-- Start --
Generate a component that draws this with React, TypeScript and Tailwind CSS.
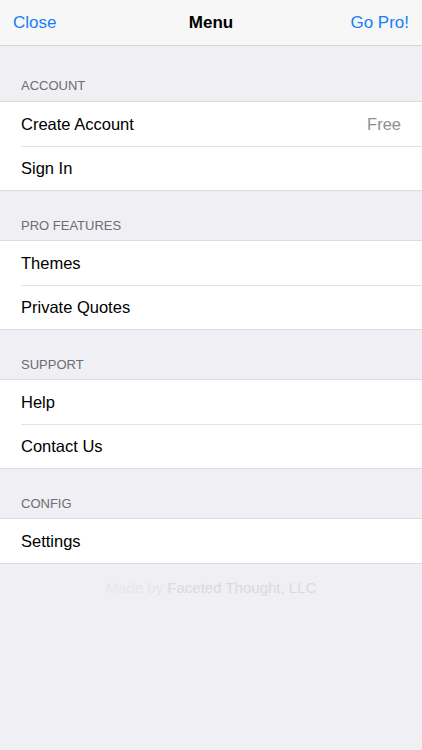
import * as React from "react";

type Row = { label: string; detail?: string };
type Section = { title: string; rows: Row[] };

const sections: Section[] = [
  { title: "ACCOUNT", rows: [{ label: "Create Account", detail: "Free" }, { label: "Sign In" }] },
  { title: "PRO FEATURES", rows: [{ label: "Themes" }, { label: "Private Quotes" }] },
  { title: "SUPPORT", rows: [{ label: "Help" }, { label: "Contact Us" }] },
  { title: "CONFIG", rows: [{ label: "Settings" }] },
];

function MenuSection({ section, first }: { section: Section; first: boolean }) {
  return (
    <section>
      <div
        className={
          first
            ? "pt-[32px] pb-[7px] pl-[21px] text-[13px] leading-[16px] text-[#6d6d72]"
            : "pt-[27px] pb-[6px] pl-[21px] text-[13px] leading-[16px] text-[#6d6d72]"
        }
      >
        {section.title}
      </div>
      <div className="bg-white border-y border-[#dcdce0]">
        {section.rows.map((row, i) => (
          <div key={row.label} className="pl-[21px]">
            <div
              className={
                i > 0
                  ? "flex h-[44px] items-center justify-between pr-[21px] border-t border-[#e2e2e6]"
                  : "flex h-[44px] items-center justify-between pr-[21px]"
              }
            >
              <span className="text-[16.5px] text-black">{row.label}</span>
              {row.detail && <span className="text-[16.5px] text-[#8e8e93]">{row.detail}</span>}
            </div>
          </div>
        ))}
      </div>
    </section>
  );
}

export default function App() {
  return (
    <div
      className="min-h-[750px] w-full bg-[#efeff4]"
      style={{ fontFamily: '"Liberation Sans", Arial, sans-serif' }}
    >
      <header className="relative flex h-[46px] items-center justify-between border-b border-[#d6d6da] bg-[#f7f7f8] px-[13px]">
        <button className="text-[17px] text-[#157efb]">Close</button>
        <h1 className="absolute left-1/2 -translate-x-1/2 text-[17px] font-bold text-black">Menu</h1>
        <button className="text-[17px] text-[#157efb]">Go Pro!</button>
      </header>

      {sections.map((s, i) => (
        <MenuSection key={s.title} section={s} first={i === 0} />
      ))}

      <p className="pt-[15px] text-center text-[15px] leading-[18px]">
        <span className="text-[#e6e6eb]">Made by </span>
        <span className="text-[#dadadf]">Faceted Thought, LLC</span>
      </p>
    </div>
  );
}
-- End --
With the pictures left out, transcribe the material exactly.

* **Expected output**:
Generate a component that draws this with React, TypeScript and Tailwind CSS.
import * as React from "react";

type Row = { label: string; detail?: string };
type Section = { title: string; rows: Row[] };

const sections: Section[] = [
  { title: "ACCOUNT", rows: [{ label: "Create Account", detail: "Free" }, { label: "Sign In" }] },
  { title: "PRO FEATURES", rows: [{ label: "Themes" }, { label: "Private Quotes" }] },
  { title: "SUPPORT", rows: [{ label: "Help" }, { label: "Contact Us" }] },
  { title: "CONFIG", rows: [{ label: "Settings" }] },
];

function MenuSection({ section, first }: { section: Section; first: boolean }) {
  return (
    <section>
      <div
        className={
          first
            ? "pt-[32px] pb-[7px] pl-[21px] text-[13px] leading-[16px] text-[#6d6d72]"
            : "pt-[27px] pb-[6px] pl-[21px] text-[13px] leading-[16px] text-[#6d6d72]"
        }
      >
        {section.title}
      </div>
      <div className="bg-white border-y border-[#dcdce0]">
        {section.rows.map((row, i) => (
          <div key={row.label} className="pl-[21px]">
            <div
              className={
                i > 0
                  ? "flex h-[44px] items-center justify-between pr-[21px] border-t border-[#e2e2e6]"
                  : "flex h-[44px] items-center justify-between pr-[21px]"
              }
            >
              <span className="text-[16.5px] text-black">{row.label}</span>
              {row.detail && <span className="text-[16.5px] text-[#8e8e93]">{row.detail}</span>}
            </div>
          </div>
        ))}
      </div>
    </section>
  );
}

export default function App() {
  return (
    <div
      className="min-h-[750px] w-full bg-[#efeff4]"
      style={{ fontFamily: '"Liberation Sans", Arial, sans-serif' }}
    >
      <header className="relative flex h-[46px] items-center justify-between border-b border-[#d6d6da] bg-[#f7f7f8] px-[13px]">
        <button className="text-[17px] text-[#157efb]">Close</button>
        <h1 className="absolute left-1/2 -translate-x-1/2 text-[17px] font-bold text-black">Menu</h1>
        <button className="text-[17px] text-[#157efb]">Go Pro!</button>
      </header>

      {sections.map((s, i) => (
        <MenuSection key={s.title} section={s} first={i === 0} />
      ))}

      <p className="pt-[15px] text-center text-[15px] leading-[18px]">
        <span className="text-[#e6e6eb]">Made by </span>
        <span className="text-[#dadadf]">Faceted Thought, LLC</span>
      </p>
    </div>
  );
}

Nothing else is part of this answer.